The proposals in Finance Bill 2013 will require that the liability is detached from the home and re-attached to the business if it qualifies for BPR.
Commentators have questioned whether this was the real intention of the Chancellor. It is indeed a shock for business owners who will have assumed that the liabilities secured on their personal assets would reduce their exposure to inheritance tax. Whether intended or not, it is unlikely that the government will concede any exceptions on this point. The measure may have been unexpected but, objectively, it is difficult to see how it is unfair. Whilst the business owner's family will have to finance the tax on the home, and may even have to sell the home to do so, that dilemma is often presented to families faced with an inheritance tax bill: personal property, including the home, has to be sold to pay the tax.
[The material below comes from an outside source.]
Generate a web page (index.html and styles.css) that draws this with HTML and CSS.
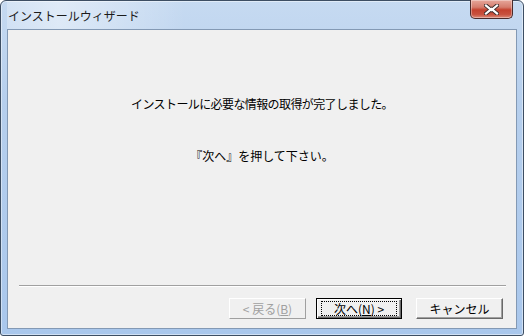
FILE: index.html
```html
<!DOCTYPE html>
<html lang="ja">
<head>
<meta charset="utf-8">
<link rel="stylesheet" href="styles.css">
</head>
<body>
<div class="window">
  <div class="titlebar">
    <span class="title">インストールウィザード</span>
    <div class="close">
      <svg width="15" height="11" viewBox="0 0 15 11">
        <path d="M2 1.5 L7.5 6 L13 1.5 M2 9.5 L7.5 5 L13 9.5" fill="none" stroke="#3a2a2a" stroke-width="4" stroke-linecap="square"/>
        <path d="M2 1.5 L7.5 6 L13 1.5 M2 9.5 L7.5 5 L13 9.5" fill="none" stroke="#ffffff" stroke-width="2.2" stroke-linecap="square"/>
      </svg>
    </div>
  </div>
  <div class="content">
    <div class="message">
      <p class="line first">インストールに必要な情報の取得が完了しました。</p>
      <p class="line second">『次へ』を押して下さい。</p>
    </div>
    <div class="spacer"></div>
    <div class="separator"></div>
    <div class="buttons">
      <div class="btn back disabled"><span>&lt; 戻る(<u>B</u>)</span></div>
      <div class="btn next default"><span class="focus">次へ(<u>N</u>) &gt;</span></div>
      <div class="btn cancel"><span>キャンセル</span></div>
    </div>
  </div>
</div>
</body>
</html>
```
FILE: styles.css
```css
html, body {
  margin: 0;
  padding: 0;
  width: 524px;
  height: 336px;
  overflow: hidden;
  background: #ffffff;
}
.window {
  position: relative;
  box-sizing: border-box;
  width: 524px;
  height: 336px;
  border: 1px solid #3d4e63;
  border-radius: 6px 6px 3px 3px;
  background: linear-gradient(180deg, #c6daf1 0%, #b6cfed 30%, #a9c7ec 100%);
  box-shadow: inset 0 0 0 1px rgba(255,255,255,0.45);
  padding: 0 6px 6px 6px;
  display: flex;
  flex-direction: column;
  font-family: "Noto Sans CJK JP", "Noto Sans", sans-serif;
}
.titlebar {
  height: 28px;
  display: flex;
  align-items: center;
  background: linear-gradient(90deg, rgba(255,255,255,0.25) 0%, rgba(255,255,255,0.45) 10%, rgba(255,255,255,0) 35%);
}
.title {
  font-size: 12px;
  color: #1b1b1b;
  margin-left: 1px;
  margin-top: 1px;
}
.close {
  position: absolute;
  left: 469px;
  top: -1px;
  width: 41px;
  height: 18px;
  border: 1px solid #4a2b2b;
  border-top: none;
  border-radius: 0 0 5px 5px;
  background: linear-gradient(180deg, #e7a79b 0%, #d57c6d 40%, #c4412e 55%, #c8513e 80%, #dc8a78 100%);
  display: flex;
  align-items: center;
  justify-content: center;
  box-shadow: inset 0 0 0 1px rgba(255,255,255,0.35);
}
.content {
  flex: 1;
  border: 1px solid #8399b4;
  background: #f0f0f0;
  display: flex;
  flex-direction: column;
  padding-top: 66px;
}
.message {
  text-align: center;
}
.line {
  margin: 0;
  font-size: 12px;
  line-height: 16px;
  color: #000;
}
.line.first {
  letter-spacing: -0.6px;
}
.line.second {
  margin-top: 36px;
}
.spacer {
  flex: 1;
}
.separator {
  margin: 0 10px 0 11px;
  height: 1px;
  background: #a0a0a0;
  border-bottom: 1px solid #ffffff;
}
.buttons {
  display: flex;
  justify-content: flex-end;
  margin-top: 11px;
  padding: 0 13px 9px 0;
  height: 21px;
}
.btn {
  box-sizing: border-box;
  height: 21px;
  display: flex;
  align-items: center;
  justify-content: center;
  font-size: 12px;
  color: #000;
  background: #f0f0f0;
  border-top: 1px solid #ffffff;
  border-left: 1px solid #ffffff;
  border-right: 1px solid #696969;
  border-bottom: 1px solid #696969;
  box-shadow: inset -1px -1px 0 #a0a0a0;
}
.back {
  width: 77px;
  margin-right: 10px;
}
.next {
  width: 86px;
  margin-right: 14px;
}
.cancel {
  width: 87px;
}
.disabled {
  color: #a0a0a0;
  border-right-color: #a0a0a0;
  border-bottom-color: #a0a0a0;
  box-shadow: none;
}
.default {
  border: 1px solid #000;
  box-shadow: inset 1px 1px 0 #ffffff, inset -1px -1px 0 #696969, inset -2px -2px 0 #a0a0a0;
}
.focus {
  box-sizing: border-box;
  width: 76px;
  height: 15px;
  line-height: 13px;
  border: 1px dotted #000;
  text-align: center;
}
u {
  text-decoration: underline;
  text-underline-offset: 1px;
}
```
In many cases, the purpose of charging a business loan on personal property was not to save inheritance tax. Offering the home as security may be the only way a business can obtain finance, in which case the arrangements will have to stand. However, if a business owner has a choice on whether to accept a charge on his home or a charge on business assets, he may now prefer not to put his home at risk since it offers no tax advantage.
Obtaining finance for a relievable business may be tied up with the owner's other personal and commercial interests and it will not always be clear which asset a loan is financing. The taxpayer will need to be able to demonstrate that a particular liability should be attached to the chargeable assets where there are other assets eligible for BPR and APR in the estate. Documentation and bank statements illustrating the sequence of events should be retained. Remember that the acquisition of property and the loan to finance it may have been instigated long before the chargeable occasion.
So, for the business owner, care should be taken to match liabilities with the non-business assets they finance and retain the evidence. Interestingly, the provision does not work in reverse, as illustrated by Example 5.
Tax planning now rendered ineffective by the new provisions may have taken place many years ago. Practitioners should review past arrangements in the light of the proposed changes so that they can warn clients of any additional exposure to IHT.
Gerald runs a successful small manufacturing business. He purchased the factory and yard with a legacy he received many years ago. He buys a plot of land and engages a builder to build a pair of houses, which he intends to let. The bank is reluctant to lend on property which has not yet been built but is quite willing to lend Gerald the money if he takes out a mortgage on his factory.
Gerald's liability to the bank is secured on the factory, although the purpose of the loan was to finance the acquisition of the rental property. When Gerald dies, the liability will not reduce the chargeable value of the estate because it is secured on non-chargeable property. This is the current position and it does not change when the new provisions are enacted.